OBJECTIVE:
Copy nothing but the text: repeat each entry exactly and drop the images.

Rows from a dataset of pages and code:
*-*-*

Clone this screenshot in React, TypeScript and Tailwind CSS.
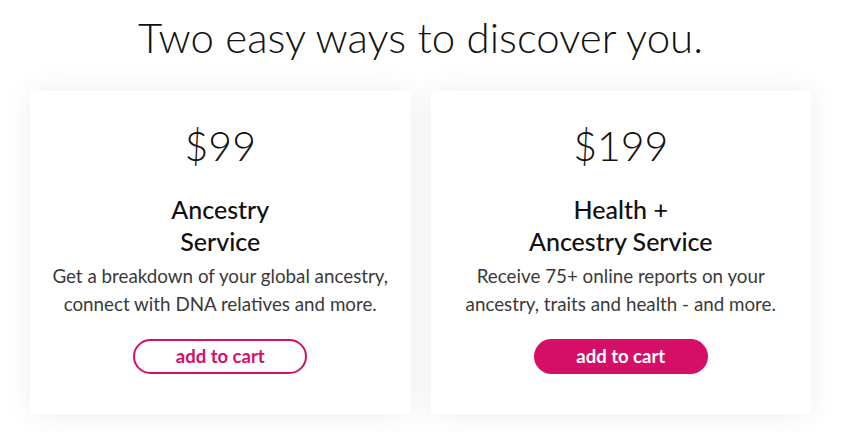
export default function App() {
  const plans = [
    {
      price: "$99",
      title: ["Ancestry", "Service"],
      desc: ["Get a breakdown of your global ancestry,", "connect with DNA relatives and more."],
      filled: false,
    },
    {
      price: "$199",
      title: ["Health +", "Ancestry Service"],
      desc: ["Receive 75+ online reports on your", "ancestry, traits and health - and more."],
      filled: true,
    },
  ];

  return (
    <main className="min-h-screen bg-white text-black" style={{ fontFamily: "Lato, 'Open Sans', sans-serif" }}>
      <h1 className="pt-[12px] text-center text-[42px] leading-[50px] font-light text-[#111]">
        Two easy ways to discover you.
      </h1>
      <section className="grid grid-cols-2 gap-5 px-[30px] pt-[29px]">
        {plans.map((p) => (
          <div
            key={p.price}
            className="flex flex-col items-center bg-white rounded-[3px] shadow-[0_0_30px_rgba(0,0,0,0.07)] pt-[31px] pb-[40px] text-center"
          >
            <p className="text-[41px] leading-[48px] font-light text-[#111]">{p.price}</p>
            <h2 className="mt-[23px] text-[25px] leading-[32px] font-medium text-[#111]">
              {p.title[0]}
              <br />
              {p.title[1]}
            </h2>
            <p className="mt-[5px] text-[18.8px] leading-[28px] text-[#3a3a3a]">
              {p.desc[0]}
              <br />
              {p.desc[1]}
            </p>
            <button
              className={
                p.filled
                  ? "mt-[21px] w-[174px] h-[35px] rounded-full bg-[#d50f67] text-white text-[18.5px] font-bold"
                  : "mt-[21px] w-[174px] h-[35px] rounded-full border-2 border-[#d50f67] text-[#d50f67] text-[18.5px] font-bold"
              }
            >
              add to cart
            </button>
          </div>
        ))}
      </section>
    </main>
  );
}
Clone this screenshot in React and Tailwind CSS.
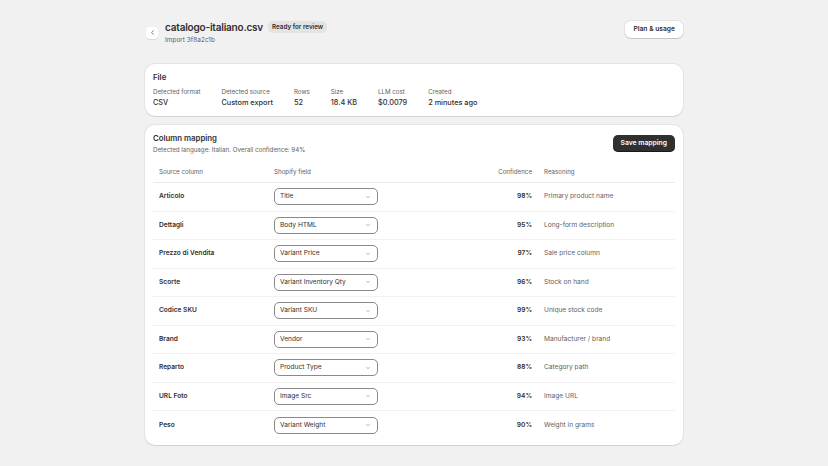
import { ChevronLeft, ChevronDown } from 'lucide-react';

const fileMeta = [
  { label: 'Detected format', value: 'CSV' },
  { label: 'Detected source', value: 'Custom export' },
  { label: 'Rows', value: '52' },
  { label: 'Size', value: '18.4 KB' },
  { label: 'LLM cost', value: '$0.0079' },
  { label: 'Created', value: '2 minutes ago' },
];

const mappings = [
  { source: 'Articolo', field: 'Title', confidence: 98, reason: 'Primary product name' },
  { source: 'Dettagli', field: 'Body HTML', confidence: 95, reason: 'Long-form description' },
  { source: 'Prezzo di Vendita', field: 'Variant Price', confidence: 97, reason: 'Sale price column' },
  { source: 'Scorte', field: 'Variant Inventory Qty', confidence: 96, reason: 'Stock on hand' },
  { source: 'Codice SKU', field: 'Variant SKU', confidence: 99, reason: 'Unique stock code' },
  { source: 'Brand', field: 'Vendor', confidence: 93, reason: 'Manufacturer / brand' },
  { source: 'Reparto', field: 'Product Type', confidence: 88, reason: 'Category path' },
  { source: 'URL Foto', field: 'Image Src', confidence: 94, reason: 'Image URL' },
  { source: 'Peso', field: 'Variant Weight', confidence: 90, reason: 'Weight in grams' },
];

const Card = ({ children, className = '' }) => (
  <div className={`bg-white rounded-[10px] shadow-[0_1px_0_rgba(0,0,0,0.07),0_0_0_1px_rgba(0,0,0,0.05)] ${className}`}>
    {children}
  </div>
);

const SelectBox = ({ value }) => (
  <div className="w-[104px] h-[17px] rounded-[5px] border border-[#8a8a8a] bg-white flex items-center justify-between pl-[5px] pr-[6px]">
    <span className="text-[6.6px] leading-[9px] text-[#303030]">{value}</span>
    <ChevronDown className="w-[6px] h-[6px] text-[#8a8a8a]" strokeWidth={2.5} />
  </div>
);

export default function App() {
  return (
    <div className="min-h-screen bg-[#f1f1f1] font-['Inter',sans-serif] text-[#303030]">
      <div className="w-[538px] mx-auto pt-[21px] pb-[20px]">
        {/* header */}
        <div className="flex items-start justify-between">
          <div className="flex items-center gap-[7px]">
            <button className="w-[12px] h-[12px] ml-[1px] rounded-[4px] bg-white shadow-[0_1px_0_rgba(0,0,0,0.1)] flex items-center justify-center">
              <ChevronLeft className="w-[7px] h-[7px] text-[#4a4a4a]" strokeWidth={2.5} />
            </button>
            <div>
              <div className="flex items-center gap-[5px]">
                <h1 className="text-[10px] font-semibold leading-[12px] tracking-[-0.2px]">catalogo-italiano.csv</h1>
                <span className="bg-[#e3e3e3] rounded-[5px] px-[4px] h-[12px] leading-[12px] text-[6.3px] font-semibold text-[#303030]">
                  Ready for review
                </span>
              </div>
              <div className="text-[6.5px] text-[#616161] leading-[9px] mt-[2.5px]">Import 3f8a2c1b</div>
            </div>
          </div>
          <button className="h-[17px] px-[8px] rounded-[6px] bg-white shadow-[0_1px_0_rgba(0,0,0,0.12),0_0_0_1px_rgba(0,0,0,0.06)] text-[6.7px] font-semibold">
            Plan &amp; usage
          </button>
        </div>

        {/* file card */}
        <Card className="mt-[19.5px] px-[8px] pt-[8px] pb-[8px]">
          <h2 className="text-[7.8px] font-semibold leading-[10px]">File</h2>
          <div className="flex gap-[21px] mt-[4.5px]">
            {fileMeta.map((m) => (
              <div key={m.label}>
                <div className="text-[6.2px] text-[#616161] leading-[9px]">{m.label}</div>
                <div className="text-[7.3px] font-medium leading-[10px] mt-[2.5px]">{m.value}</div>
              </div>
            ))}
          </div>
        </Card>

        {/* column mapping card */}
        <Card className="mt-[9px] px-[8px] pt-[8px] pb-[5.5px]">
          <div className="flex items-start justify-between">
            <div>
              <h2 className="text-[7.8px] font-semibold leading-[10px]">Column mapping</h2>
              <p className="text-[6.2px] text-[#616161] leading-[9px] mt-[1.5px]">
                Detected language: Italian. Overall confidence: 94%
              </p>
            </div>
            <button className="h-[17px] px-[8px] mt-[2px] rounded-[5px] bg-[#303030] text-white text-[6.8px] font-semibold shadow-[inset_0_-1px_0_rgba(0,0,0,0.5)]">
              Save mapping
            </button>
          </div>

          <div className="mt-[7.5px]">
            <div className="grid grid-cols-[115px_1fr_76px_137px] h-[22px] items-center border-b border-[#ebebeb] text-[6.2px] text-[#616161]">
              <div className="px-[6px]">Source column</div>
              <div className="px-[6px]">Shopify field</div>
              <div className="px-[6px] text-right">Confidence</div>
              <div className="px-[6px]">Reasoning</div>
            </div>
            {mappings.map((row, i) => (
              <div
                key={row.source}
                className={`grid grid-cols-[115px_1fr_76px_137px] h-[28.5px] items-center leading-[9px] ${
                  i < mappings.length - 1 ? 'border-b border-[#f1f1f1]' : ''
                }`}
              >
                <div className="px-[6px] text-[6.6px] font-semibold">{row.source}</div>
                <div className="px-[6px]">
                  <SelectBox value={row.field} />
                </div>
                <div className="px-[6px] text-right text-[6.6px] font-semibold">{row.confidence}%</div>
                <div className="px-[6px] text-[6.6px] text-[#616161]">{row.reason}</div>
              </div>
            ))}
          </div>
        </Card>
      </div>
    </div>
  );
}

*-*-*

EXERCISE RESULT:
Clone this screenshot in React, TypeScript and Tailwind CSS.
export default function App() {
  const plans = [
    {
      price: "$99",
      title: ["Ancestry", "Service"],
      desc: ["Get a breakdown of your global ancestry,", "connect with DNA relatives and more."],
      filled: false,
    },
    {
      price: "$199",
      title: ["Health +", "Ancestry Service"],
      desc: ["Receive 75+ online reports on your", "ancestry, traits and health - and more."],
      filled: true,
    },
  ];

  return (
    <main className="min-h-screen bg-white text-black" style={{ fontFamily: "Lato, 'Open Sans', sans-serif" }}>
      <h1 className="pt-[12px] text-center text-[42px] leading-[50px] font-light text-[#111]">
        Two easy ways to discover you.
      </h1>
      <section className="grid grid-cols-2 gap-5 px-[30px] pt-[29px]">
        {plans.map((p) => (
          <div
            key={p.price}
            className="flex flex-col items-center bg-white rounded-[3px] shadow-[0_0_30px_rgba(0,0,0,0.07)] pt-[31px] pb-[40px] text-center"
          >
            <p className="text-[41px] leading-[48px] font-light text-[#111]">{p.price}</p>
            <h2 className="mt-[23px] text-[25px] leading-[32px] font-medium text-[#111]">
              {p.title[0]}
              <br />
              {p.title[1]}
            </h2>
            <p className="mt-[5px] text-[18.8px] leading-[28px] text-[#3a3a3a]">
              {p.desc[0]}
              <br />
              {p.desc[1]}
            </p>
            <button
              className={
                p.filled
                  ? "mt-[21px] w-[174px] h-[35px] rounded-full bg-[#d50f67] text-white text-[18.5px] font-bold"
                  : "mt-[21px] w-[174px] h-[35px] rounded-full border-2 border-[#d50f67] text-[#d50f67] text-[18.5px] font-bold"
              }
            >
              add to cart
            </button>
          </div>
        ))}
      </section>
    </main>
  );
}
Clone this screenshot in React and Tailwind CSS.
import { ChevronLeft, ChevronDown } from 'lucide-react';

const fileMeta = [
  { label: 'Detected format', value: 'CSV' },
  { label: 'Detected source', value: 'Custom export' },
  { label: 'Rows', value: '52' },
  { label: 'Size', value: '18.4 KB' },
  { label: 'LLM cost', value: '$0.0079' },
  { label: 'Created', value: '2 minutes ago' },
];

const mappings = [
  { source: 'Articolo', field: 'Title', confidence: 98, reason: 'Primary product name' },
  { source: 'Dettagli', field: 'Body HTML', confidence: 95, reason: 'Long-form description' },
  { source: 'Prezzo di Vendita', field: 'Variant Price', confidence: 97, reason: 'Sale price column' },
  { source: 'Scorte', field: 'Variant Inventory Qty', confidence: 96, reason: 'Stock on hand' },
  { source: 'Codice SKU', field: 'Variant SKU', confidence: 99, reason: 'Unique stock code' },
  { source: 'Brand', field: 'Vendor', confidence: 93, reason: 'Manufacturer / brand' },
  { source: 'Reparto', field: 'Product Type', confidence: 88, reason: 'Category path' },
  { source: 'URL Foto', field: 'Image Src', confidence: 94, reason: 'Image URL' },
  { source: 'Peso', field: 'Variant Weight', confidence: 90, reason: 'Weight in grams' },
];

const Card = ({ children, className = '' }) => (
  <div className={`bg-white rounded-[10px] shadow-[0_1px_0_rgba(0,0,0,0.07),0_0_0_1px_rgba(0,0,0,0.05)] ${className}`}>
    {children}
  </div>
);

const SelectBox = ({ value }) => (
  <div className="w-[104px] h-[17px] rounded-[5px] border border-[#8a8a8a] bg-white flex items-center justify-between pl-[5px] pr-[6px]">
    <span className="text-[6.6px] leading-[9px] text-[#303030]">{value}</span>
    <ChevronDown className="w-[6px] h-[6px] text-[#8a8a8a]" strokeWidth={2.5} />
  </div>
);

export default function App() {
  return (
    <div className="min-h-screen bg-[#f1f1f1] font-['Inter',sans-serif] text-[#303030]">
      <div className="w-[538px] mx-auto pt-[21px] pb-[20px]">
        {/* header */}
        <div className="flex items-start justify-between">
          <div className="flex items-center gap-[7px]">
            <button className="w-[12px] h-[12px] ml-[1px] rounded-[4px] bg-white shadow-[0_1px_0_rgba(0,0,0,0.1)] flex items-center justify-center">
              <ChevronLeft className="w-[7px] h-[7px] text-[#4a4a4a]" strokeWidth={2.5} />
            </button>
            <div>
              <div className="flex items-center gap-[5px]">
                <h1 className="text-[10px] font-semibold leading-[12px] tracking-[-0.2px]">catalogo-italiano.csv</h1>
                <span className="bg-[#e3e3e3] rounded-[5px] px-[4px] h-[12px] leading-[12px] text-[6.3px] font-semibold text-[#303030]">
                  Ready for review
                </span>
              </div>
              <div className="text-[6.5px] text-[#616161] leading-[9px] mt-[2.5px]">Import 3f8a2c1b</div>
            </div>
          </div>
          <button className="h-[17px] px-[8px] rounded-[6px] bg-white shadow-[0_1px_0_rgba(0,0,0,0.12),0_0_0_1px_rgba(0,0,0,0.06)] text-[6.7px] font-semibold">
            Plan &amp; usage
          </button>
        </div>

        {/* file card */}
        <Card className="mt-[19.5px] px-[8px] pt-[8px] pb-[8px]">
          <h2 className="text-[7.8px] font-semibold leading-[10px]">File</h2>
          <div className="flex gap-[21px] mt-[4.5px]">
            {fileMeta.map((m) => (
              <div key={m.label}>
                <div className="text-[6.2px] text-[#616161] leading-[9px]">{m.label}</div>
                <div className="text-[7.3px] font-medium leading-[10px] mt-[2.5px]">{m.value}</div>
              </div>
            ))}
          </div>
        </Card>

        {/* column mapping card */}
        <Card className="mt-[9px] px-[8px] pt-[8px] pb-[5.5px]">
          <div className="flex items-start justify-between">
            <div>
              <h2 className="text-[7.8px] font-semibold leading-[10px]">Column mapping</h2>
              <p className="text-[6.2px] text-[#616161] leading-[9px] mt-[1.5px]">
                Detected language: Italian. Overall confidence: 94%
              </p>
            </div>
            <button className="h-[17px] px-[8px] mt-[2px] rounded-[5px] bg-[#303030] text-white text-[6.8px] font-semibold shadow-[inset_0_-1px_0_rgba(0,0,0,0.5)]">
              Save mapping
            </button>
          </div>

          <div className="mt-[7.5px]">
            <div className="grid grid-cols-[115px_1fr_76px_137px] h-[22px] items-center border-b border-[#ebebeb] text-[6.2px] text-[#616161]">
              <div className="px-[6px]">Source column</div>
              <div className="px-[6px]">Shopify field</div>
              <div className="px-[6px] text-right">Confidence</div>
              <div className="px-[6px]">Reasoning</div>
            </div>
            {mappings.map((row, i) => (
              <div
                key={row.source}
                className={`grid grid-cols-[115px_1fr_76px_137px] h-[28.5px] items-center leading-[9px] ${
                  i < mappings.length - 1 ? 'border-b border-[#f1f1f1]' : ''
                }`}
              >
                <div className="px-[6px] text-[6.6px] font-semibold">{row.source}</div>
                <div className="px-[6px]">
                  <SelectBox value={row.field} />
                </div>
                <div className="px-[6px] text-right text-[6.6px] font-semibold">{row.confidence}%</div>
                <div className="px-[6px] text-[6.6px] text-[#616161]">{row.reason}</div>
              </div>
            ))}
          </div>
        </Card>
      </div>
    </div>
  );
}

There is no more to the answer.